Es kann dahingestellt bleiben, ob die Definitionsmerkmale der Leistungsgruppen unter Umständen auch bei Berufen des Handels und der Industrie, insbesondere wenn sie im Berufskatalog aufgeführt sind, modifiziert werden müßten, wenn das eine oder andere Tätigkeitsmerkmal dem Berufsbild dieses Berufs nicht entspräche, Wenn überhaupt, dann käme – weil der Gesetzgeber die Tätigkeitsmerkmale der Definitionen als zwingende Tatbestandsmerkmale gestaltet hat – eine solche Modifikation nur in Betracht, wenn das Definitionsmerkmal entweder überhaupt nicht oder doch nur in seltenen Ausnahme fällen erfüllt sein könnte. Bei dem Buchhalter ist es Jedoch – zumal bei Buchhaltern über 45 Jahre – keineswegs selten, daß er Angestellte anderer Tätigkeitsgruppen (untergeordnete Buchhalter) einzusetzen und verantwortlich zu unterweisen hat.
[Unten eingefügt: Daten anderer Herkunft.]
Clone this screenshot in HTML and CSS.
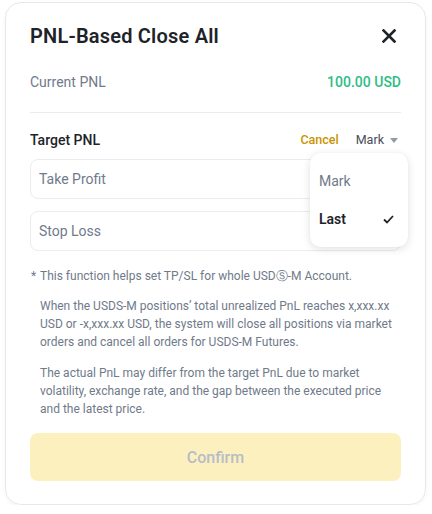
FILE: index.html
```html
<!DOCTYPE html>
<html>
<head>
<meta charset="utf-8">
<link rel="stylesheet" href="styles.css">
</head>
<body>
<div class="card">
  <div class="header">
    <div class="title">PNL-Based Close All</div>
    <svg class="close" width="14" height="14" viewBox="0 0 14 14"><path d="M1.5 1.5 L12.5 12.5 M12.5 1.5 L1.5 12.5" stroke="#1e2329" stroke-width="2.6" stroke-linecap="square" fill="none"/></svg>
  </div>
  <div class="row current">
    <span class="label">Current PNL</span>
    <span class="pnl">100.00 USD</span>
  </div>
  <div class="divider"></div>
  <div class="row target">
    <span class="tlabel">Target PNL</span>
    <div class="actions">
      <span class="cancel">Cancel</span>
      <span class="mark">Mark</span>
      <svg class="caret" width="8" height="5" viewBox="0 0 8 5"><path d="M0 0 H8 L4 5 Z" fill="#929aa5"/></svg>
    </div>
    <div class="menu">
      <div class="item">Mark</div>
      <div class="item active"><span>Last</span>
        <svg width="11" height="9" viewBox="0 0 11 9"><path d="M1 4.5 L4 7.5 L10 1" stroke="#1e2329" stroke-width="1.8" fill="none"/></svg>
      </div>
    </div>
  </div>
  <div class="input tp"><span class="ph">Take Profit</span><span class="val">100</span></div>
  <div class="input sl"><span class="ph">Stop Loss</span></div>
  <div class="notes">
    <p class="first"><span class="star">*</span>This function helps set TP/SL for whole USDⓈ-M Account.</p>
    <p>When the USDS-M positions’ total unrealized PnL reaches x,xxx.xx USD or -x,xxx.xx USD, the system will close all positions via market orders and cancel all orders for USDS-M Futures.</p>
    <p>The actual PnL may differ from the target PnL due to market volatility, exchange rate, and the gap between the executed price and the latest price.</p>
  </div>
  <div class="confirm">Confirm</div>
</div>
</body>
</html>
```
FILE: styles.css
```css
* { box-sizing: border-box; }
html, body { margin: 0; padding: 0; background: #fff; }
body { font-family: Roboto, "Liberation Sans", sans-serif; color: #1e2329; }
.card {
  margin: 2px 6px 0 5px;
  width: 421px;
  height: 503px;
  border: 1px solid #e6e8ea;
  border-radius: 16px;
  box-shadow: 0 2px 4px rgba(0,0,0,0.04);
  padding: 19px 24px 0 24px;
  display: flex;
  flex-direction: column;
}
.header { display: flex; justify-content: space-between; align-items: center; height: 28px; }
.title { font-size: 20px; font-weight: 600; line-height: 28px; letter-spacing: 0.2px; }
.close { margin-right: 5px; }
.row { display: flex; justify-content: space-between; align-items: center; font-size: 14px; line-height: 20px; }
.current { margin-top: 22px; }
.label { color: #707a8a; }
.pnl { color: #2ebd85; font-weight: 500; }
.divider { height: 1px; background: #eaecef; margin-top: 20px; }
.target { margin-top: 17px; position: relative; }
.tlabel { font-weight: 500; }
.actions { display: flex; align-items: center; font-size: 12.5px; }
.cancel { color: #c99400; font-weight: 500; }
.mark { color: #474d57; margin-left: 17px; }
.caret { margin-left: 6px; margin-right: 3px; }
.menu {
  position: absolute;
  right: -7px;
  top: 23px;
  width: 98px;
  height: 94px;
  background: #fff;
  border-radius: 10px;
  box-shadow: 0 2px 8px rgba(0,0,0,0.12), 0 0 1px rgba(0,0,0,0.08);
  padding: 9px 14px 0 9px;
  z-index: 2;
}
.item { height: 38px; display: flex; align-items: center; justify-content: space-between; font-size: 14px; color: #707a8a; }
.item.active { color: #1e2329; font-weight: 600; }
.input {
  height: 40px;
  border: 1px solid #eaecef;
  border-radius: 8px;
  display: flex;
  align-items: center;
  justify-content: space-between;
  padding: 0 12px 0 8px;
  font-size: 14px;
}
.tp { margin-top: 9px; }
.sl { margin-top: 12px; }
.ph { color: #707a8a; }
.val { color: #1e2329; font-weight: 500; }
.notes { margin-top: 16px; font-size: 12px; line-height: 18px; color: #707a8a; padding-left: 10px; }
.notes p { margin: 0 0 13px 0; }
.notes p.first { margin-bottom: 12px; position: relative; }
.star { position: absolute; left: -9px; top: 0; }
.confirm {
  margin-top: 2px;
  height: 48px;
  border-radius: 8px;
  background: #fcf0bf;
  color: #b7bdc6;
  font-size: 16px;
  font-weight: 500;
  display: flex;
  align-items: center;
  justify-content: center;
}
```
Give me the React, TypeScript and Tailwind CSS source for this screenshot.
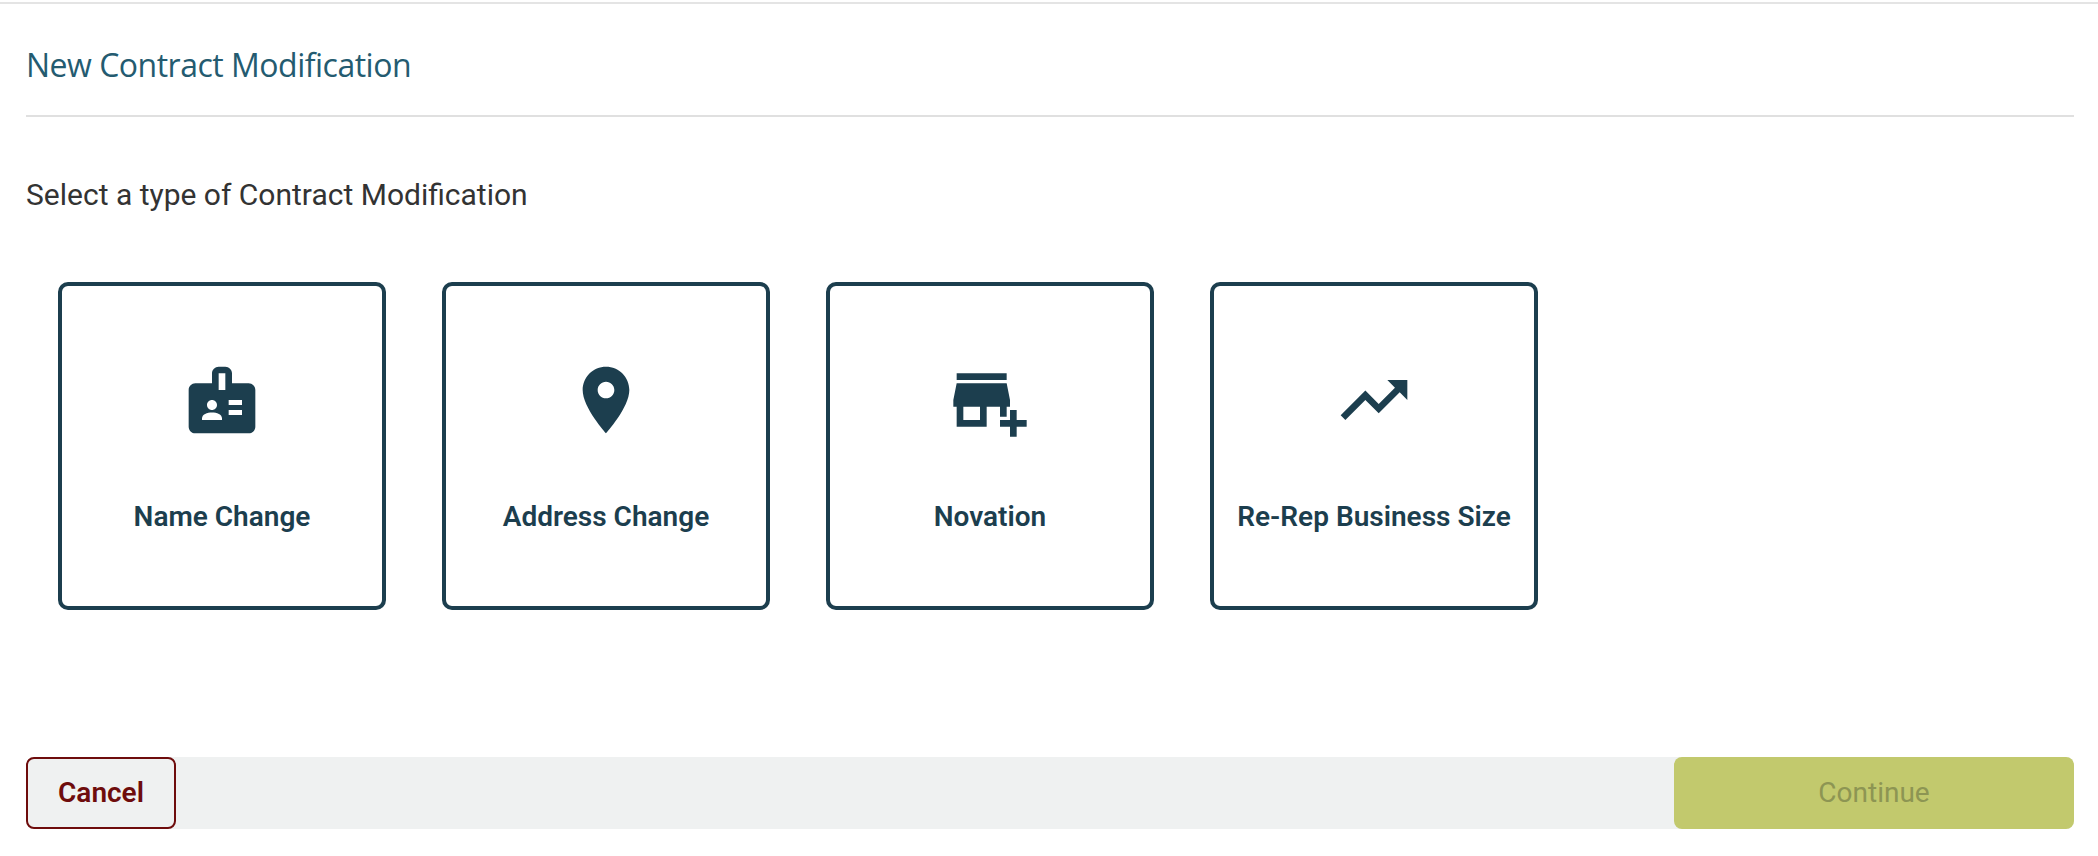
const modificationTypes = [
  {
    label: "Name Change",
    path: "M20 7h-5V4c0-1.1-.9-2-2-2h-2c-1.1 0-2 .9-2 2v3H4c-1.1 0-2 .9-2 2v11c0 1.1.9 2 2 2h16c1.1 0 2-.9 2-2V9c0-1.1-.9-2-2-2zM9 12c.83 0 1.5.67 1.5 1.5S9.83 15 9 15s-1.5-.67-1.5-1.5S8.17 12 9 12zm3 6H6v-.43c0-.6.36-1.15.92-1.39C7.56 15.9 8.26 15.75 9 15.75s1.44.15 2.08.43c.55.24.92.78.92 1.39V18zm1-9h-2V4h2v5zm5 7.5h-4V15h4v1.5zm0-3h-4V12h4v1.5z",
  },
  {
    label: "Address Change",
    path: "M12 2C8.13 2 5 5.13 5 9c0 5.25 7 13 7 13s7-7.75 7-13c0-3.87-3.13-7-7-7zm0 9.5c-1.38 0-2.5-1.12-2.5-2.5s1.12-2.5 2.5-2.5 2.5 1.12 2.5 2.5-1.12 2.5-2.5 2.5z",
  },
  {
    label: "Novation",
    path: "M15 17h2v-3h1v-2l-1-5H2l-1 5v2h1v6h9v-6h4v3zM9 18H4v-4h5v4zM17 4H2v2h15V4zM20 18v-3h-2v3h-3v2h3v3h2v-3h3v-2h-3z",
  },
  {
    label: "Re-Rep Business Size",
    path: "M16 6l2.29 2.29-4.88 4.88-4-4L2 16.59 3.41 18l6-6 4 4 6.3-6.29L22 12V6z",
  },
];

export default function App() {
  return (
    <div className="min-h-[856px] bg-white pt-[2px] font-['Roboto',sans-serif]">
      <div className="border-t-2 border-[#e4e4e4] pl-[26px] pr-[24px]">
        <div className="border-b-2 border-[#e0e0e0] h-[113px] flex items-center pt-[11px]">
          <h1 className="font-['Open_Sans',sans-serif] text-[32px] leading-[40px] tracking-[-0.5px] font-normal text-[#245b70]">
            New Contract Modification
          </h1>
        </div>

        <p className="mt-[60px] text-[30px] leading-[36px] text-[#333333]">
          Select a type of Contract Modification
        </p>

        <div className="mt-[69px] ml-[32px] flex gap-[56px]">
          {modificationTypes.map((type) => (
            <button
              key={type.label}
              type="button"
              className="w-[328px] h-[328px] flex flex-col items-center justify-center gap-[61px] rounded-[10px] border-4 border-[#1c3e4e] bg-white text-[#1c3e4e]"
            >
              <svg viewBox="0 0 24 24" className="w-[80px] h-[80px]" fill="currentColor">
                <path d={type.path} />
              </svg>
              <span className="text-[28px] leading-[32px] font-semibold whitespace-nowrap">
                {type.label}
              </span>
            </button>
          ))}
        </div>

        <div className="mt-[147px] h-[72px] flex justify-between rounded-[8px] bg-[#eff1f1]">
          <button
            type="button"
            className="w-[150px] rounded-[8px] border-2 border-[#6e0c0c] text-[28px] font-semibold text-[#6e0c0c]"
          >
            Cancel
          </button>
          <button
            type="button"
            className="w-[400px] rounded-[8px] bg-[#c2c96d] text-[28px] text-[#8d9553]"
          >
            Continue
          </button>
        </div>
      </div>
    </div>
  );
}
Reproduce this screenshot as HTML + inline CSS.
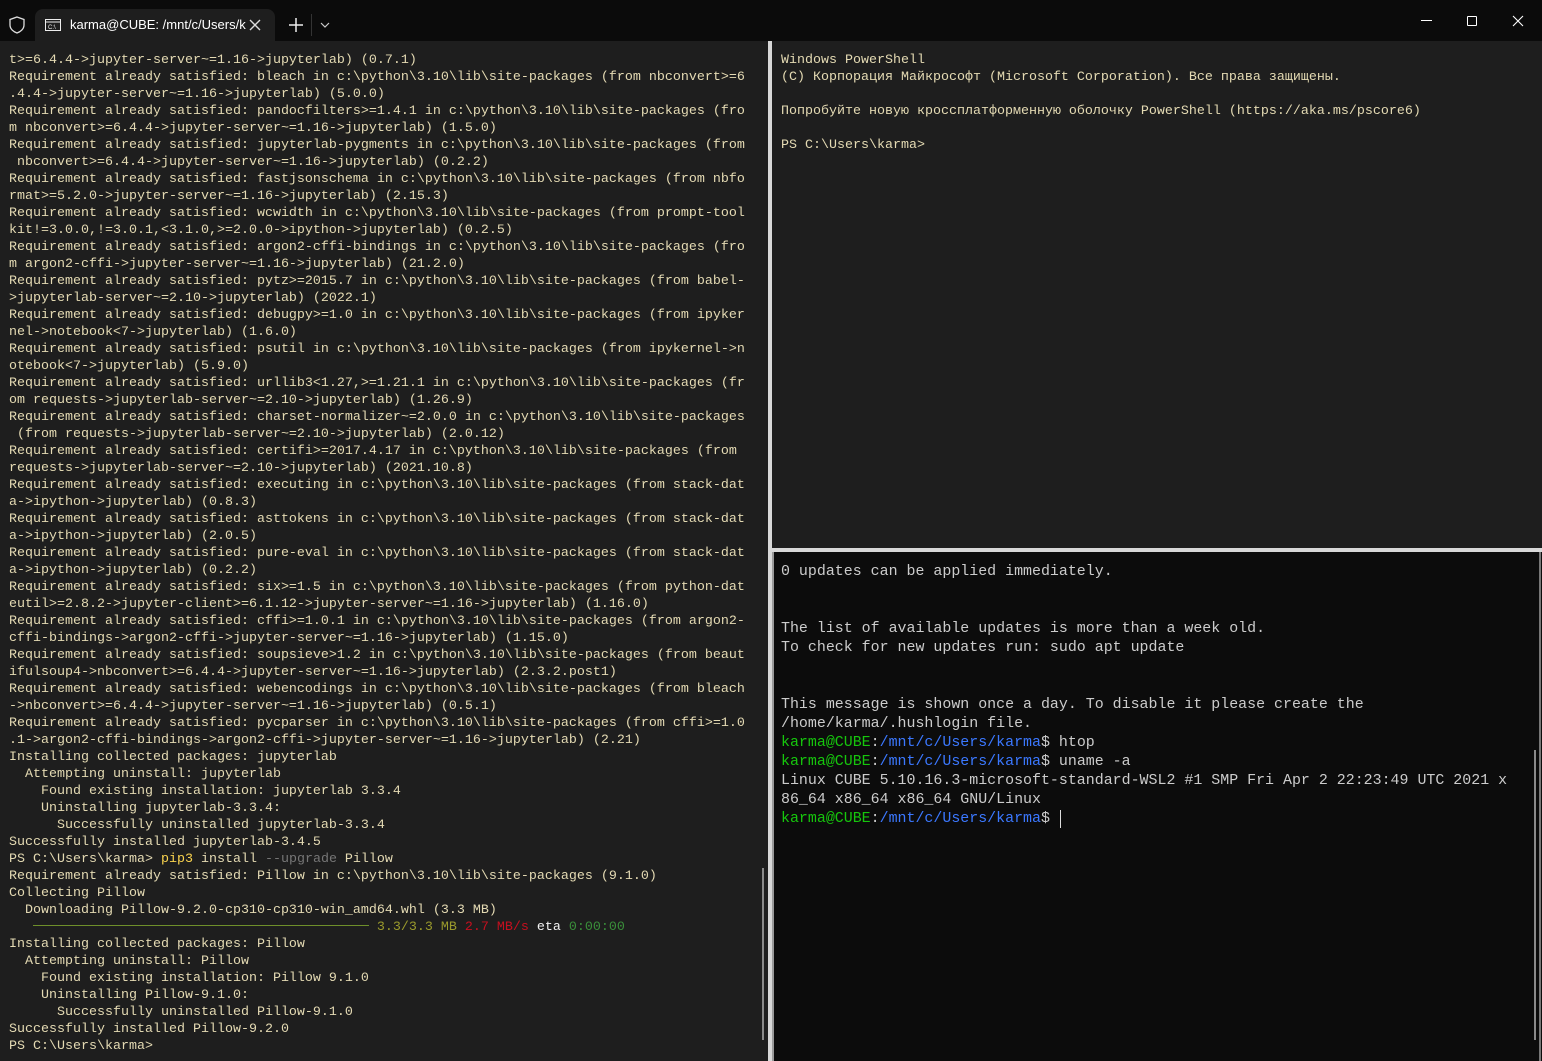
<!DOCTYPE html>
<html><head><meta charset="utf-8"><style>
*{margin:0;padding:0;box-sizing:border-box}
body{width:1542px;height:1061px;background:#0b0b0b;position:relative;overflow:hidden;font-family:"Liberation Mono","DejaVu Sans Mono",monospace}
.tb{position:absolute;left:0;top:0;width:1542px;height:41px;background:#0b0b0b}
.tab{position:absolute;left:35px;top:9px;width:240px;height:32px;background:#1e1e1e;border-radius:8px 8px 0 0}
.tab .t{position:absolute;left:35px;top:8px;font:13px "Liberation Sans",sans-serif;color:#fff}
pre{position:absolute;white-space:pre;font-family:"Liberation Mono",monospace}
.l{left:9px;top:51.5px;font-size:13.33px;line-height:17px;color:#e4dab3}
#left{position:absolute;left:0;top:41px;width:768px;height:1020px;background:#1e1e1e}
#rt{position:absolute;left:772px;top:41px;width:770px;height:507px;background:#1e1e1e}
#rb{position:absolute;left:772px;top:552px;width:770px;height:509px;background:#0c0c0c}
.div{position:absolute;background:#cfcfcf}
.rb{left:781px;top:562.5px;font-size:14.95px;line-height:19px;color:#cccccc}
.g{color:#16c60c}.b{color:#3b78ff}
.y{color:#f9d34e}.gr{color:#767676}.o{color:#9a9a2c}.r{color:#c50f1f}.gg{color:#3a8f3a}.w{color:#f2f2f2}
</style></head><body>
<div class="tb">
<svg style="position:absolute;left:9px;top:16px" width="16" height="18" viewBox="0 0 16 18"><path d="M8 1 L15 3.5 V9 C15 13 11.5 15.8 8 17 C4.5 15.8 1 13 1 9 V3.5 Z" fill="none" stroke="#ddd" stroke-width="1.3"/></svg>
<div class="tab">
<svg style="position:absolute;left:10px;top:10px" width="16" height="12" viewBox="0 0 16 12"><rect x="0.5" y="0.5" width="15" height="11" fill="none" stroke="#eee"/><line x1="0.5" y1="3" x2="15.5" y2="3" stroke="#eee"/><text x="3" y="10" font-size="6" fill="#eee" font-family="Liberation Sans">C:\</text></svg>
<div class="t">karma@CUBE: /mnt/c/Users/k</div>
<svg style="position:absolute;left:214px;top:10px" width="12" height="12"><path d="M1 1L11 11M11 1L1 11" stroke="#ddd" stroke-width="1.4"/></svg>
</div>
<svg style="position:absolute;left:289px;top:18px" width="14" height="14"><path d="M7 0V14M0 7H14" stroke="#eee" stroke-width="1.5"/></svg>
<div style="position:absolute;left:311px;top:14px;width:1px;height:22px;background:#333"></div>
<svg style="position:absolute;left:320px;top:22px" width="10" height="6"><path d="M1 1L5 5L9 1" stroke="#ccc" fill="none" stroke-width="1.2"/></svg>
<div style="position:absolute;left:1421px;top:20px;width:11px;height:1px;background:#fff"></div>
<div style="position:absolute;left:1467px;top:16px;width:10px;height:10px;border:1px solid #fff;border-radius:1px"></div>
<svg style="position:absolute;left:1512px;top:15px" width="12" height="12"><path d="M1 1L11 11M11 1L1 11" stroke="#fff" stroke-width="1.1"/></svg>
</div>
<div id="left"></div><div id="rt"></div><div id="rb"></div>
<div class="div" style="left:768px;top:41px;width:4px;height:1020px;background:#d8d8d8"></div>
<div class="div" style="left:772px;top:548px;width:770px;height:4px;background:#d8d8d8"></div>
<div class="div" style="left:772px;top:552px;width:2px;height:509px;background:#9a9a9a"></div>
<div class="div" style="left:1539px;top:552px;width:2px;height:509px;background:#777"></div>
<div class="div" style="left:762px;top:868px;width:2px;height:172px;background:#8a8a8a"></div>
<div class="div" style="left:1534px;top:750px;width:2px;height:290px;background:#8a8a8a"></div>
<div style="position:absolute;left:33px;top:925px;width:336px;height:1px;background:#6e8f2a"></div>
<pre class="l">t>=6.4.4->jupyter-server~=1.16->jupyterlab) (0.7.1)
Requirement already satisfied: bleach in c:\python\3.10\lib\site-packages (from nbconvert>=6
.4.4->jupyter-server~=1.16->jupyterlab) (5.0.0)
Requirement already satisfied: pandocfilters>=1.4.1 in c:\python\3.10\lib\site-packages (fro
m nbconvert>=6.4.4->jupyter-server~=1.16->jupyterlab) (1.5.0)
Requirement already satisfied: jupyterlab-pygments in c:\python\3.10\lib\site-packages (from
 nbconvert>=6.4.4->jupyter-server~=1.16->jupyterlab) (0.2.2)
Requirement already satisfied: fastjsonschema in c:\python\3.10\lib\site-packages (from nbfo
rmat>=5.2.0->jupyter-server~=1.16->jupyterlab) (2.15.3)
Requirement already satisfied: wcwidth in c:\python\3.10\lib\site-packages (from prompt-tool
kit!=3.0.0,!=3.0.1,<3.1.0,>=2.0.0->ipython->jupyterlab) (0.2.5)
Requirement already satisfied: argon2-cffi-bindings in c:\python\3.10\lib\site-packages (fro
m argon2-cffi->jupyter-server~=1.16->jupyterlab) (21.2.0)
Requirement already satisfied: pytz>=2015.7 in c:\python\3.10\lib\site-packages (from babel-
>jupyterlab-server~=2.10->jupyterlab) (2022.1)
Requirement already satisfied: debugpy>=1.0 in c:\python\3.10\lib\site-packages (from ipyker
nel->notebook<7->jupyterlab) (1.6.0)
Requirement already satisfied: psutil in c:\python\3.10\lib\site-packages (from ipykernel->n
otebook<7->jupyterlab) (5.9.0)
Requirement already satisfied: urllib3<1.27,>=1.21.1 in c:\python\3.10\lib\site-packages (fr
om requests->jupyterlab-server~=2.10->jupyterlab) (1.26.9)
Requirement already satisfied: charset-normalizer~=2.0.0 in c:\python\3.10\lib\site-packages
 (from requests->jupyterlab-server~=2.10->jupyterlab) (2.0.12)
Requirement already satisfied: certifi>=2017.4.17 in c:\python\3.10\lib\site-packages (from
requests->jupyterlab-server~=2.10->jupyterlab) (2021.10.8)
Requirement already satisfied: executing in c:\python\3.10\lib\site-packages (from stack-dat
a->ipython->jupyterlab) (0.8.3)
Requirement already satisfied: asttokens in c:\python\3.10\lib\site-packages (from stack-dat
a->ipython->jupyterlab) (2.0.5)
Requirement already satisfied: pure-eval in c:\python\3.10\lib\site-packages (from stack-dat
a->ipython->jupyterlab) (0.2.2)
Requirement already satisfied: six>=1.5 in c:\python\3.10\lib\site-packages (from python-dat
eutil>=2.8.2->jupyter-client>=6.1.12->jupyter-server~=1.16->jupyterlab) (1.16.0)
Requirement already satisfied: cffi>=1.0.1 in c:\python\3.10\lib\site-packages (from argon2-
cffi-bindings->argon2-cffi->jupyter-server~=1.16->jupyterlab) (1.15.0)
Requirement already satisfied: soupsieve>1.2 in c:\python\3.10\lib\site-packages (from beaut
ifulsoup4->nbconvert>=6.4.4->jupyter-server~=1.16->jupyterlab) (2.3.2.post1)
Requirement already satisfied: webencodings in c:\python\3.10\lib\site-packages (from bleach
->nbconvert>=6.4.4->jupyter-server~=1.16->jupyterlab) (0.5.1)
Requirement already satisfied: pycparser in c:\python\3.10\lib\site-packages (from cffi>=1.0
.1->argon2-cffi-bindings->argon2-cffi->jupyter-server~=1.16->jupyterlab) (2.21)
Installing collected packages: jupyterlab
  Attempting uninstall: jupyterlab
    Found existing installation: jupyterlab 3.3.4
    Uninstalling jupyterlab-3.3.4:
      Successfully uninstalled jupyterlab-3.3.4
Successfully installed jupyterlab-3.4.5
PS C:\Users\karma> <span class="y">pip3</span> install <span class="gr">--upgrade</span> Pillow
Requirement already satisfied: Pillow in c:\python\3.10\lib\site-packages (9.1.0)
Collecting Pillow
  Downloading Pillow-9.2.0-cp310-cp310-win_amd64.whl (3.3 MB)
                                              <span class="o">3.3/3.3 MB</span> <span class="r">2.7 MB/s</span> <span class="w">eta</span> <span class="gg">0:00:00</span>
Installing collected packages: Pillow
  Attempting uninstall: Pillow
    Found existing installation: Pillow 9.1.0
    Uninstalling Pillow-9.1.0:
      Successfully uninstalled Pillow-9.1.0
Successfully installed Pillow-9.2.0
PS C:\Users\karma></pre>
<pre class="l" style="left:781px">Windows PowerShell
(C) Корпорация Майкрософт (Microsoft Corporation). Все права защищены.

Попробуйте новую кроссплатформенную оболочку PowerShell (https://aka.ms/pscore6)

PS C:\Users\karma></pre>
<pre class="rb">0 updates can be applied immediately.


The list of available updates is more than a week old.
To check for new updates run: sudo apt update


This message is shown once a day. To disable it please create the
/home/karma/.hushlogin file.
<span class="g">karma@CUBE</span>:<span class="b">/mnt/c/Users/karma</span>$ htop
<span class="g">karma@CUBE</span>:<span class="b">/mnt/c/Users/karma</span>$ uname -a
Linux CUBE 5.10.16.3-microsoft-standard-WSL2 #1 SMP Fri Apr 2 22:23:49 UTC 2021 x
86_64 x86_64 x86_64 GNU/Linux
<span class="g">karma@CUBE</span>:<span class="b">/mnt/c/Users/karma</span>$ </pre>
<div style="position:absolute;left:1060px;top:810px;width:1px;height:18px;background:#ddd"></div>
</body></html>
Dem entsprechend, hat auch der erkennende Senat in dem am gleichen Tag ergangenen Urteil – 11 RA 318/67 – ebenfalls dargelegt, daß gerade die in dem Berufskatalog mehrerer Leistungsgruppen aufgeführten Buchhalter im wesentlichen nach den allgemeinen Definitionen einzustufen sind.
Der vom LSG angeführte Runderlaß des BMA hat für die Entscheidung des vorliegenden Rechtsstreits keine Bedeutung.
Auf die Revision der Beklagten ist deshalb das Urteil des LSG aufzuheben und die Berufung des Klägers gegen das Urteil des SG zurückzuweisen.
Die Kostenentscheidung beruht auf § 193 des Sozialgerichtsgesetzes.